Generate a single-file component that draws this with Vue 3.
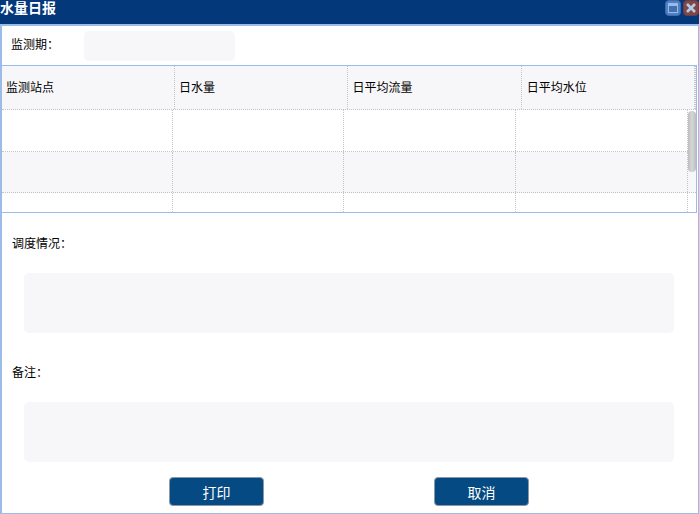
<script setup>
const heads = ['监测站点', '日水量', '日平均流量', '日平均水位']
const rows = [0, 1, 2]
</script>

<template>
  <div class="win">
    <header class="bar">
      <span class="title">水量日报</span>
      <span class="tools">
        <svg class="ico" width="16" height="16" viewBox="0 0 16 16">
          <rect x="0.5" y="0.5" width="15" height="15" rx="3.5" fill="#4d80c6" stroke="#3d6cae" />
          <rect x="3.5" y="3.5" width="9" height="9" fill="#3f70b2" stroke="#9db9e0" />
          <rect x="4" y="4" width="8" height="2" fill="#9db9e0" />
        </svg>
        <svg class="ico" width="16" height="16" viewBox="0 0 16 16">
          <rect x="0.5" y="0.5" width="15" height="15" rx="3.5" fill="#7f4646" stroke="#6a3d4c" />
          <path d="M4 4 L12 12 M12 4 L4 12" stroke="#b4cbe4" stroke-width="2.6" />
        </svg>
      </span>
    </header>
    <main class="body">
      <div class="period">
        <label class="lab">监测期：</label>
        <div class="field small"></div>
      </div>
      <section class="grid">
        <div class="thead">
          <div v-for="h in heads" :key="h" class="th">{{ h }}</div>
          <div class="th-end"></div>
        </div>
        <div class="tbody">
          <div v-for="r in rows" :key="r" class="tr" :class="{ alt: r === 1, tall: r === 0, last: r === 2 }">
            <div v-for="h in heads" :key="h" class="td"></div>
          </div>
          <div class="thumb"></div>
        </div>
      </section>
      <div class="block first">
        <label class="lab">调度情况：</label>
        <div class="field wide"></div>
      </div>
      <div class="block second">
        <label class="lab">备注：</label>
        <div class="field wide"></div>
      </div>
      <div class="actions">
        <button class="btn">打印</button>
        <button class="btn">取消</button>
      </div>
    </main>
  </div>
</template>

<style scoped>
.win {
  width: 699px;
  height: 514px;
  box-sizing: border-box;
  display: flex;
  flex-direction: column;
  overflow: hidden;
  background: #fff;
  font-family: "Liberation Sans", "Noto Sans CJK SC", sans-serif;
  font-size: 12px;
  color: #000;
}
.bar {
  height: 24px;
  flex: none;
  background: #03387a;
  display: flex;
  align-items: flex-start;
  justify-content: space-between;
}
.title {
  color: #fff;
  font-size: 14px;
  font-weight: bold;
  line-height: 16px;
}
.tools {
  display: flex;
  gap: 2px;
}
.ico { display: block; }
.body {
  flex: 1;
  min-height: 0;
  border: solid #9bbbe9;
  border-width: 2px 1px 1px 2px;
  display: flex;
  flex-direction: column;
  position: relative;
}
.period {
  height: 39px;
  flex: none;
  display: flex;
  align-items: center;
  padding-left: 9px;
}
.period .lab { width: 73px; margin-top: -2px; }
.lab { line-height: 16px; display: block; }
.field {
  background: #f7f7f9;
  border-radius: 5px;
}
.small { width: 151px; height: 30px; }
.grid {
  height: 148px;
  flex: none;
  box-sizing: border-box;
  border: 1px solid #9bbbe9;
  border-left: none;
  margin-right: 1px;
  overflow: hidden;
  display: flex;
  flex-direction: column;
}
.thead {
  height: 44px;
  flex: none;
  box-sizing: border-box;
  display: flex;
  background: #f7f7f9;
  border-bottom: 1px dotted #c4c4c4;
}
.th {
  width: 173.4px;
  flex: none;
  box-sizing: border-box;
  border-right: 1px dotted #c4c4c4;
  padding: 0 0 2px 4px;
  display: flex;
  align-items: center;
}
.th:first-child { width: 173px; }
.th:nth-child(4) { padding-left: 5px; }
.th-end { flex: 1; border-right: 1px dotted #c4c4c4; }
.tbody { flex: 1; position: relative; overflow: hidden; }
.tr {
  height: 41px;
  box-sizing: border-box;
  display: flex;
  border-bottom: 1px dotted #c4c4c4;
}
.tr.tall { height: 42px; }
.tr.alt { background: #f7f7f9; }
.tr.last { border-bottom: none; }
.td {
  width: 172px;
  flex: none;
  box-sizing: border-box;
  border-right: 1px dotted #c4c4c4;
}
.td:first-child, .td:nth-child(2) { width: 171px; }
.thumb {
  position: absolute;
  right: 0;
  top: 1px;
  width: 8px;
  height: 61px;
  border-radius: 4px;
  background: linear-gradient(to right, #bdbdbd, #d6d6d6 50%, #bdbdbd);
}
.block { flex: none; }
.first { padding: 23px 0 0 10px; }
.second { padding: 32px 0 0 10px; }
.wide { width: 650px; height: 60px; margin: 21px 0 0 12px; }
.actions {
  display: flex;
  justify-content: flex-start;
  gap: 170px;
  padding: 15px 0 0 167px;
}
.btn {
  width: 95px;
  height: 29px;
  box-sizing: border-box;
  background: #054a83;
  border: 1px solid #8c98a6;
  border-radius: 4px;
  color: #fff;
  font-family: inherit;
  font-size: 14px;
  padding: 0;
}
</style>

---

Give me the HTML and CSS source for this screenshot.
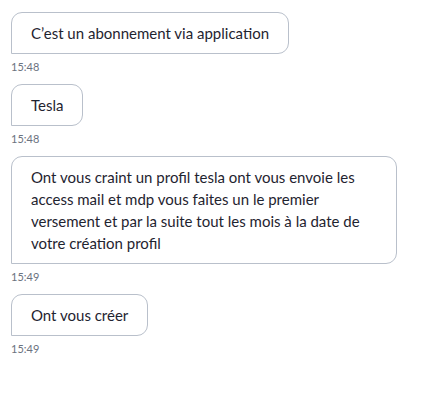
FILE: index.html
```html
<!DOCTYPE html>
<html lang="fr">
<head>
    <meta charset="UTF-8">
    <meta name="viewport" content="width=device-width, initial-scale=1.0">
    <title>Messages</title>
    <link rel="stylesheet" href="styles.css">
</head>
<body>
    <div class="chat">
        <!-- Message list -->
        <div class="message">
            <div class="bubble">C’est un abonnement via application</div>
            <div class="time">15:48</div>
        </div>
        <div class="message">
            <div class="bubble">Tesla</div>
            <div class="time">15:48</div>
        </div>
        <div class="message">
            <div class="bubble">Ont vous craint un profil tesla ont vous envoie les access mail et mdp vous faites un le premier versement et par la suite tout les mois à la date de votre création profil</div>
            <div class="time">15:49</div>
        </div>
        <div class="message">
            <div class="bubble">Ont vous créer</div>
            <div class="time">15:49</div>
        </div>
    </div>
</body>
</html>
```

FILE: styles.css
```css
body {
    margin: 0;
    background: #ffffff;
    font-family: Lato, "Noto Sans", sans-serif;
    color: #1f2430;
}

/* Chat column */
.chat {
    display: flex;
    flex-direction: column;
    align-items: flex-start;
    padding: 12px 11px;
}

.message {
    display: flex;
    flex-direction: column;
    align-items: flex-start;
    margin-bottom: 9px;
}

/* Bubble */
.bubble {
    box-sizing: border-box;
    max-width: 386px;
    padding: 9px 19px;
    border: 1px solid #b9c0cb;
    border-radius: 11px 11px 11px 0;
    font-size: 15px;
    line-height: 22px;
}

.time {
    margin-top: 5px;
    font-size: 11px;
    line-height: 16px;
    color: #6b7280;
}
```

---

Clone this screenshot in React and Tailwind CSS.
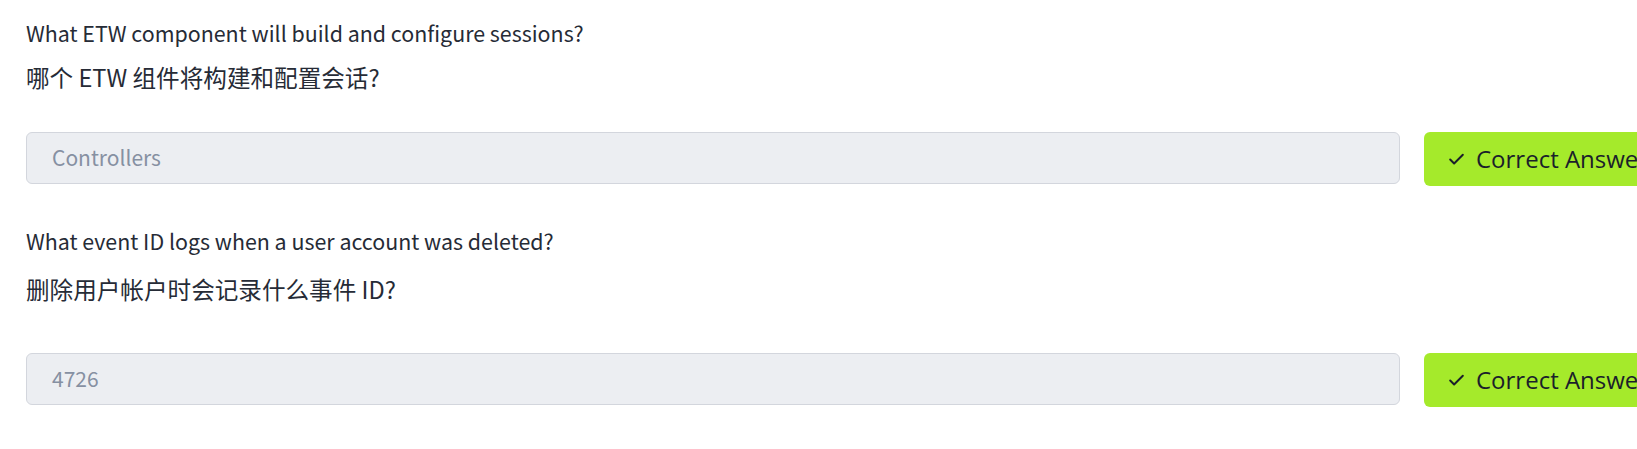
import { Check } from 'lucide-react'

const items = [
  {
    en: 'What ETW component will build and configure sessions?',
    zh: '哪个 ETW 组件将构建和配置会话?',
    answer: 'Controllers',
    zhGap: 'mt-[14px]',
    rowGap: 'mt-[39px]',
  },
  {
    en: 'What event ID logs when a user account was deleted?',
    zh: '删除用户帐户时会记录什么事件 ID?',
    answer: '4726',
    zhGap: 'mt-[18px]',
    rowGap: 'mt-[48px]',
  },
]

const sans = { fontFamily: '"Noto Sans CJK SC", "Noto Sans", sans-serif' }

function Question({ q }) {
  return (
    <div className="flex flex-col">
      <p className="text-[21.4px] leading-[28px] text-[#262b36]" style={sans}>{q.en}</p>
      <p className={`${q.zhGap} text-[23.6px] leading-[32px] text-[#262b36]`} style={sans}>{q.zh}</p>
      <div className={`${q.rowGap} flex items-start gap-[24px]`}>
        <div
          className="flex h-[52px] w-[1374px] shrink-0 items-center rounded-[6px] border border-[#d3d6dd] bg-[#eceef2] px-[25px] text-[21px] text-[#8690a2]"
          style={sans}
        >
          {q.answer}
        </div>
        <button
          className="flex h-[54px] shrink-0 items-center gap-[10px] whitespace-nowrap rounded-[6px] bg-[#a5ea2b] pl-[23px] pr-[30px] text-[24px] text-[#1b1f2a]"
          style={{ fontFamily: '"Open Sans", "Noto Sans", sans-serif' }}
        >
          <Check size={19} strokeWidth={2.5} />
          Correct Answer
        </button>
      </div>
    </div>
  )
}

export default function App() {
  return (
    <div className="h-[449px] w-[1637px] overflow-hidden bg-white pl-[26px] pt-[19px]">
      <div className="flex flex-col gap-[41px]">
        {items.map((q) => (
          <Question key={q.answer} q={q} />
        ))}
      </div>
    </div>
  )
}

• SHORT EXERCISE:
All lines above from the one containing "Generate a single-file" through the one containing "</template>" are to be quoted exactly, and only those; pictures are left out.

• ANSWER:
Generate a single-file component that draws this with Vue 3.
<script setup>
const heads = ['监测站点', '日水量', '日平均流量', '日平均水位']
const rows = [0, 1, 2]
</script>

<template>
  <div class="win">
    <header class="bar">
      <span class="title">水量日报</span>
      <span class="tools">
        <svg class="ico" width="16" height="16" viewBox="0 0 16 16">
          <rect x="0.5" y="0.5" width="15" height="15" rx="3.5" fill="#4d80c6" stroke="#3d6cae" />
          <rect x="3.5" y="3.5" width="9" height="9" fill="#3f70b2" stroke="#9db9e0" />
          <rect x="4" y="4" width="8" height="2" fill="#9db9e0" />
        </svg>
        <svg class="ico" width="16" height="16" viewBox="0 0 16 16">
          <rect x="0.5" y="0.5" width="15" height="15" rx="3.5" fill="#7f4646" stroke="#6a3d4c" />
          <path d="M4 4 L12 12 M12 4 L4 12" stroke="#b4cbe4" stroke-width="2.6" />
        </svg>
      </span>
    </header>
    <main class="body">
      <div class="period">
        <label class="lab">监测期：</label>
        <div class="field small"></div>
      </div>
      <section class="grid">
        <div class="thead">
          <div v-for="h in heads" :key="h" class="th">{{ h }}</div>
          <div class="th-end"></div>
        </div>
        <div class="tbody">
          <div v-for="r in rows" :key="r" class="tr" :class="{ alt: r === 1, tall: r === 0, last: r === 2 }">
            <div v-for="h in heads" :key="h" class="td"></div>
          </div>
          <div class="thumb"></div>
        </div>
      </section>
      <div class="block first">
        <label class="lab">调度情况：</label>
        <div class="field wide"></div>
      </div>
      <div class="block second">
        <label class="lab">备注：</label>
        <div class="field wide"></div>
      </div>
      <div class="actions">
        <button class="btn">打印</button>
        <button class="btn">取消</button>
      </div>
    </main>
  </div>
</template>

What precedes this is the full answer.